>> BEGIN DATA SECTION

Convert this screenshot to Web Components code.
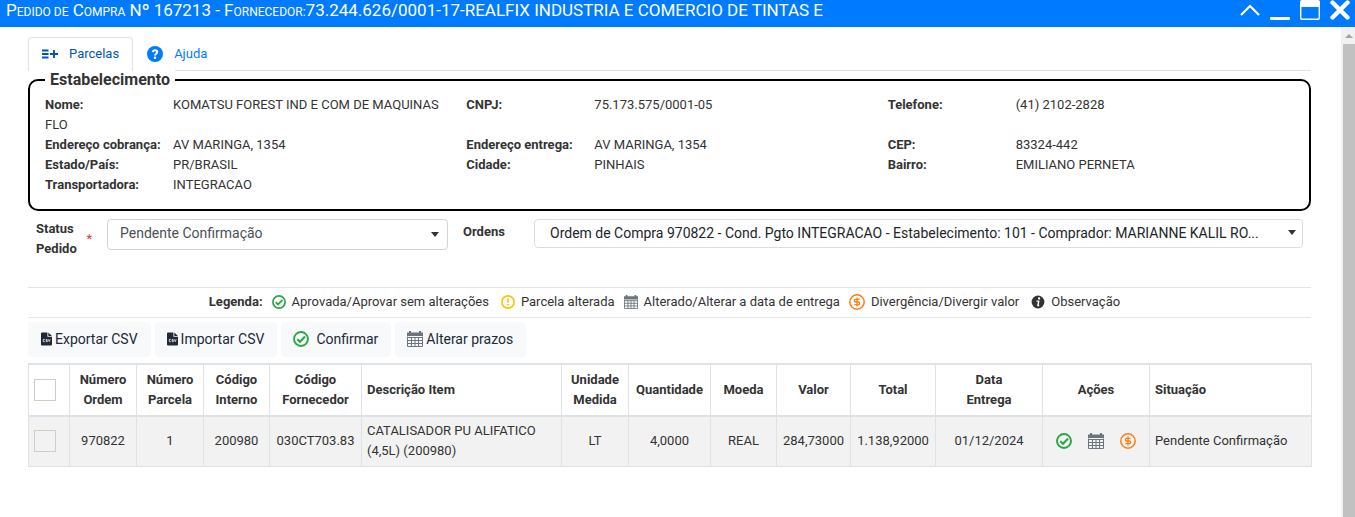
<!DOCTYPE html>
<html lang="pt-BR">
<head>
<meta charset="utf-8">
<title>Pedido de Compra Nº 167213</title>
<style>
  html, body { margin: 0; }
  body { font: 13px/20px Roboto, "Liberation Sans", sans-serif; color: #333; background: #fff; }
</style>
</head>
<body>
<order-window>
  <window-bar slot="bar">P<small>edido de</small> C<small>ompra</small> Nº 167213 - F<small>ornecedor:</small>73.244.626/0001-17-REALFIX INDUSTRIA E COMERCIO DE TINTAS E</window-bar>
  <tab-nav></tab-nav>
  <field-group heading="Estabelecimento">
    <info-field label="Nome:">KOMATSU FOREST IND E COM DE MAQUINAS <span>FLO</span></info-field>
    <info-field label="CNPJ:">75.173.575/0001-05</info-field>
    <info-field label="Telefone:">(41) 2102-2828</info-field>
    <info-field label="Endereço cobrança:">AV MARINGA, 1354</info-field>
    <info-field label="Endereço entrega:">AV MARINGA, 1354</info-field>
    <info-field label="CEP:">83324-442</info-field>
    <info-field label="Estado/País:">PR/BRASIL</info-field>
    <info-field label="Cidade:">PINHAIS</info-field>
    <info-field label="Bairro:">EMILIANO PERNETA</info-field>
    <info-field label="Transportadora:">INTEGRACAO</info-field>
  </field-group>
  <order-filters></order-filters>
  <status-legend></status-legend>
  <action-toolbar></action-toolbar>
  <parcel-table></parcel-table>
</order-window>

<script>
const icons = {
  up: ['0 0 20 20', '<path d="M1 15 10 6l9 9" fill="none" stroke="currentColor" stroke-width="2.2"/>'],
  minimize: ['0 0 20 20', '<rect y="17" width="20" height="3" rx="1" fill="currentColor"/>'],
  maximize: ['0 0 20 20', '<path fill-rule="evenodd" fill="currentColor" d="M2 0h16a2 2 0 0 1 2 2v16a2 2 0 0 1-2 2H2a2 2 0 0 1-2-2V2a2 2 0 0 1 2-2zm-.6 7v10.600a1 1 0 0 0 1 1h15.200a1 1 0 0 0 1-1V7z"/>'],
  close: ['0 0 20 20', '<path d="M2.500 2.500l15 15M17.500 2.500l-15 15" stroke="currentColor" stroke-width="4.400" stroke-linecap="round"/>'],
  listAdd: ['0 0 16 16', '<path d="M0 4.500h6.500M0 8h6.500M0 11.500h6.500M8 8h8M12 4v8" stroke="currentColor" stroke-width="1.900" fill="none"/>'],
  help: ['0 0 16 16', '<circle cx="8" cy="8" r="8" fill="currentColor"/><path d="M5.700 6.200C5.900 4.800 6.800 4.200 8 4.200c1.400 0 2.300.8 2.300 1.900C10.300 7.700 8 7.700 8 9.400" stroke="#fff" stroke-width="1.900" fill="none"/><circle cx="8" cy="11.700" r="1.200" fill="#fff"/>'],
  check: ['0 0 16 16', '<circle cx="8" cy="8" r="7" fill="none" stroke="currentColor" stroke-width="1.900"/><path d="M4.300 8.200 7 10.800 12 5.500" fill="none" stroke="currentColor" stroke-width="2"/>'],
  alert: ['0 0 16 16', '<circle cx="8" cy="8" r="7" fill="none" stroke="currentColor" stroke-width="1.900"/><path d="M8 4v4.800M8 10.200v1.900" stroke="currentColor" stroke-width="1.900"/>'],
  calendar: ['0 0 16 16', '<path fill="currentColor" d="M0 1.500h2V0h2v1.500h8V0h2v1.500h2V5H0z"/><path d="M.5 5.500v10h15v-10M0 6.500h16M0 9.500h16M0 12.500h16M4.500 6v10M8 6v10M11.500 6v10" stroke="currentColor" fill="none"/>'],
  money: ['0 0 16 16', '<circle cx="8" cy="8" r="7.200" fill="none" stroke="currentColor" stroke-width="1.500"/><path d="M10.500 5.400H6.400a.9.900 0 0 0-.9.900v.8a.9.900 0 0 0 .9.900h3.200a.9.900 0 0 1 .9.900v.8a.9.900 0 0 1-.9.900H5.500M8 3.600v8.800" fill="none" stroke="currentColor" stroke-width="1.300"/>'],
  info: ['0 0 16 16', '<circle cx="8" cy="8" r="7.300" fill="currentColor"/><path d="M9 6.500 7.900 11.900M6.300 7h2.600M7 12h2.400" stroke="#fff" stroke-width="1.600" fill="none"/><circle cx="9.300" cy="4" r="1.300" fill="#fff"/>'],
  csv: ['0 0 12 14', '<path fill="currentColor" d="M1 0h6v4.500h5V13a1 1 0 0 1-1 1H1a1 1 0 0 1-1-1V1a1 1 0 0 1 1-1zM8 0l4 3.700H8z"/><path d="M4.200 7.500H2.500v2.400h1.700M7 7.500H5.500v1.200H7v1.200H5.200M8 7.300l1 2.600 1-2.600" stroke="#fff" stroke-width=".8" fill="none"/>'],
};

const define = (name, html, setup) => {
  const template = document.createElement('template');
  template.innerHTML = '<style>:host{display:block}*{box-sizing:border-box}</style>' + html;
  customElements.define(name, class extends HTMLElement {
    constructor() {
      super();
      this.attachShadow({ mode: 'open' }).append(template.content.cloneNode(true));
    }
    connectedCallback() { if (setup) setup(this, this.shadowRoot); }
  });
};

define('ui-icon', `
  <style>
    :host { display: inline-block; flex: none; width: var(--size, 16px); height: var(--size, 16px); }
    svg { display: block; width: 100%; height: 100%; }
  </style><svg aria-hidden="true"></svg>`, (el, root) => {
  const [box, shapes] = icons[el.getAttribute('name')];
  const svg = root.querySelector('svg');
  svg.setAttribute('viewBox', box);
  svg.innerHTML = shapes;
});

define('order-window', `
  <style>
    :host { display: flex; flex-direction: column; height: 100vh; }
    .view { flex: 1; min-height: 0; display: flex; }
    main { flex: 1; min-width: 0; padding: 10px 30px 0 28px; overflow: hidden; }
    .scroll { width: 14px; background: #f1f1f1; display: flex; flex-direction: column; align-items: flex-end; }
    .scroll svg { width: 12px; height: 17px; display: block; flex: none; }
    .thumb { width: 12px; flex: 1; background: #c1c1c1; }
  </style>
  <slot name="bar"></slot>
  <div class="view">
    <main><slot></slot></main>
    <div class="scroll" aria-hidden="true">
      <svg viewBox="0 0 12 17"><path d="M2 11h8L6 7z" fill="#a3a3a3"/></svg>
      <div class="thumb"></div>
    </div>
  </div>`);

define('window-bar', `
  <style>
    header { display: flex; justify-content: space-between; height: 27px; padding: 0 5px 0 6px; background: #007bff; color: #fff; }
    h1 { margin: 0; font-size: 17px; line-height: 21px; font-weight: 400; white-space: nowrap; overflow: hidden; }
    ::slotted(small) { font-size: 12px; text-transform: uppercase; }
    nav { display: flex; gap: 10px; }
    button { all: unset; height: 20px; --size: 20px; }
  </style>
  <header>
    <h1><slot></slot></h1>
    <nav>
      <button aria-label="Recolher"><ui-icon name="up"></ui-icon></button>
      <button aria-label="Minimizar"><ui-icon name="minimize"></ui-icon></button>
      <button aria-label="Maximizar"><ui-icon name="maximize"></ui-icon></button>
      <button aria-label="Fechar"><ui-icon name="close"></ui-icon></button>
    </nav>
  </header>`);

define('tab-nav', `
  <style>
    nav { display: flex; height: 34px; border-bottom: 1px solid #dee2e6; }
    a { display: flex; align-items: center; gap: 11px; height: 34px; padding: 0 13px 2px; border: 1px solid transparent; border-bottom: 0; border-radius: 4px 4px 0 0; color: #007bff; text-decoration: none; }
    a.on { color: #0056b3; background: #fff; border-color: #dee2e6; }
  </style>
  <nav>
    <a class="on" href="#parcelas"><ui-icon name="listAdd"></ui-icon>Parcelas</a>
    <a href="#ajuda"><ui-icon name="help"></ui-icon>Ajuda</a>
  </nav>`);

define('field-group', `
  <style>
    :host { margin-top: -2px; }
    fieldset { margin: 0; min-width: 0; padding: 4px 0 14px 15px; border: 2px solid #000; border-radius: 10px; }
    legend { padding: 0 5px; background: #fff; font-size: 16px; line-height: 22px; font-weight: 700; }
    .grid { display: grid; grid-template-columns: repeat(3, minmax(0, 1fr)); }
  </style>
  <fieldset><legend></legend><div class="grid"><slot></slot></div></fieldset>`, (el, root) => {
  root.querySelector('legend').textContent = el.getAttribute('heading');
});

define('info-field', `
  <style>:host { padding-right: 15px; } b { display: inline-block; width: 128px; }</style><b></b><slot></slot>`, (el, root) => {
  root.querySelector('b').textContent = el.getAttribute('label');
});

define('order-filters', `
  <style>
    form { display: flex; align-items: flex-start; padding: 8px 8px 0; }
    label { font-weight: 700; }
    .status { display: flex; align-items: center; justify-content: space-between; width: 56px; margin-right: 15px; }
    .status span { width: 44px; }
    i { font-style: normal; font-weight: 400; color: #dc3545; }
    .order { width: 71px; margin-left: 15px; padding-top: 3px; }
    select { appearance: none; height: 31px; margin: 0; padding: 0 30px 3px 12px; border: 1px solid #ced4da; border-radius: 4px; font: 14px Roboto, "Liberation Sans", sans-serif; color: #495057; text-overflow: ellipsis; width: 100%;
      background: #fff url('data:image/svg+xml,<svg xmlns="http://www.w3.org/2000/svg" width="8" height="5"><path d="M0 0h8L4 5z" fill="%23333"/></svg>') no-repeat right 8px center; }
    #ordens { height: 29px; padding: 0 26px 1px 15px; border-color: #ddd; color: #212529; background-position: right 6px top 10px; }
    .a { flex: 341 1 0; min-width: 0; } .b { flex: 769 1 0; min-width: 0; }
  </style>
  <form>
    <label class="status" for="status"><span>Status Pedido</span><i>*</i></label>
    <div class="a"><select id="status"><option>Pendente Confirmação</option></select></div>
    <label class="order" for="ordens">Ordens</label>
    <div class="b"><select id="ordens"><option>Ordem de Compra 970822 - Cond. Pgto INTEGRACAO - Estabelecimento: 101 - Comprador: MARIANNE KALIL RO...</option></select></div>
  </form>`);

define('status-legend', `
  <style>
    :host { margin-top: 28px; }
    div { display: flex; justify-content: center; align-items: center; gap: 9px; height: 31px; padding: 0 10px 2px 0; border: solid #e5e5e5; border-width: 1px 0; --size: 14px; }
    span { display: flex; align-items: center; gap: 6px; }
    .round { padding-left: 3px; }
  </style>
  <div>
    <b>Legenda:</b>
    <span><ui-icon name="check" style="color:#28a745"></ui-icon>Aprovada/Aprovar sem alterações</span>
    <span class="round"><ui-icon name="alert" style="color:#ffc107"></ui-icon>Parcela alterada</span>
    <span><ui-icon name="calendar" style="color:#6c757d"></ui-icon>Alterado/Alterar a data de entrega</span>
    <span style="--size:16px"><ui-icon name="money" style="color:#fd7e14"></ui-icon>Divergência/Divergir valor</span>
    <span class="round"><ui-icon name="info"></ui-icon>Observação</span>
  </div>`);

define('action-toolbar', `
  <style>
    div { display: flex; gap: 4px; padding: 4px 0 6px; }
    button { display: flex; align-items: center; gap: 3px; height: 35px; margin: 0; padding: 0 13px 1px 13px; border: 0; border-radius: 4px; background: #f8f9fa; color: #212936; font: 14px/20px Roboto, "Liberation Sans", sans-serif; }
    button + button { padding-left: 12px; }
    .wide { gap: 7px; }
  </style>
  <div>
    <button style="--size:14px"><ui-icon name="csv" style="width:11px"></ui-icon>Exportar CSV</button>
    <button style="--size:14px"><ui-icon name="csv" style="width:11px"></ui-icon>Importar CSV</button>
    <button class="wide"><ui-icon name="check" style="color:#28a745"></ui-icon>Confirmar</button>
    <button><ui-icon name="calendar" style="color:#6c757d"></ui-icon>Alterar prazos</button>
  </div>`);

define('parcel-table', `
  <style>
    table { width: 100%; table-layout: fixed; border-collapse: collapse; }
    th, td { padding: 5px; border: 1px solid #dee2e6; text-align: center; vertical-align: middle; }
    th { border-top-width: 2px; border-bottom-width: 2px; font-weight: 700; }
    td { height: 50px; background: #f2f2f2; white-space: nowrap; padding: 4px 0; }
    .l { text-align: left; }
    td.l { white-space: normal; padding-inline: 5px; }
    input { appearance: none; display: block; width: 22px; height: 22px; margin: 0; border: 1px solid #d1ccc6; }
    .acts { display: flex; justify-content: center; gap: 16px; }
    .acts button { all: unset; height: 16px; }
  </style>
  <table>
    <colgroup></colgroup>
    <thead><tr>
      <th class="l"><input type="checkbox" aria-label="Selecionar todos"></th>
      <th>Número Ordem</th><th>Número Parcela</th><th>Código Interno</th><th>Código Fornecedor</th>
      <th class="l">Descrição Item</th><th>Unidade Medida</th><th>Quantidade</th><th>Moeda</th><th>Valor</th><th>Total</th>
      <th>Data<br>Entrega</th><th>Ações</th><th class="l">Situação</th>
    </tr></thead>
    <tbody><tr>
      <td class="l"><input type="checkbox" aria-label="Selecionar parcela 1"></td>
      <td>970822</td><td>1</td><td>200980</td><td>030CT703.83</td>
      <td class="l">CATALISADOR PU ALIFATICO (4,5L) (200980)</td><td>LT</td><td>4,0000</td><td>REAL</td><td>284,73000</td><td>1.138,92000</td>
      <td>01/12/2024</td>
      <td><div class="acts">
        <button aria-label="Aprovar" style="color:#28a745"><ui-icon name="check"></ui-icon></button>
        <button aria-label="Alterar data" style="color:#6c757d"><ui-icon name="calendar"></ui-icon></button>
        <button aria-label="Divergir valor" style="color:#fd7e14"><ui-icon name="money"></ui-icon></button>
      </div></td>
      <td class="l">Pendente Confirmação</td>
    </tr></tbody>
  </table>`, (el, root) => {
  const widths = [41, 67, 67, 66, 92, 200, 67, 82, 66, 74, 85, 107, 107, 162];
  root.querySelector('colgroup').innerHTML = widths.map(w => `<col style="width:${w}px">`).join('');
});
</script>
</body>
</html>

>> END DATA SECTION

TASK TO COMPLETE: The lines from the start of the data through the line that contains "</order-window>" are to be returned exactly, please, with both ends included and every picture left out.

THE OUTPUT:
Convert this screenshot to Web Components code.
<!DOCTYPE html>
<html lang="pt-BR">
<head>
<meta charset="utf-8">
<title>Pedido de Compra Nº 167213</title>
<style>
  html, body { margin: 0; }
  body { font: 13px/20px Roboto, "Liberation Sans", sans-serif; color: #333; background: #fff; }
</style>
</head>
<body>
<order-window>
  <window-bar slot="bar">P<small>edido de</small> C<small>ompra</small> Nº 167213 - F<small>ornecedor:</small>73.244.626/0001-17-REALFIX INDUSTRIA E COMERCIO DE TINTAS E</window-bar>
  <tab-nav></tab-nav>
  <field-group heading="Estabelecimento">
    <info-field label="Nome:">KOMATSU FOREST IND E COM DE MAQUINAS <span>FLO</span></info-field>
    <info-field label="CNPJ:">75.173.575/0001-05</info-field>
    <info-field label="Telefone:">(41) 2102-2828</info-field>
    <info-field label="Endereço cobrança:">AV MARINGA, 1354</info-field>
    <info-field label="Endereço entrega:">AV MARINGA, 1354</info-field>
    <info-field label="CEP:">83324-442</info-field>
    <info-field label="Estado/País:">PR/BRASIL</info-field>
    <info-field label="Cidade:">PINHAIS</info-field>
    <info-field label="Bairro:">EMILIANO PERNETA</info-field>
    <info-field label="Transportadora:">INTEGRACAO</info-field>
  </field-group>
  <order-filters></order-filters>
  <status-legend></status-legend>
  <action-toolbar></action-toolbar>
  <parcel-table></parcel-table>
</order-window>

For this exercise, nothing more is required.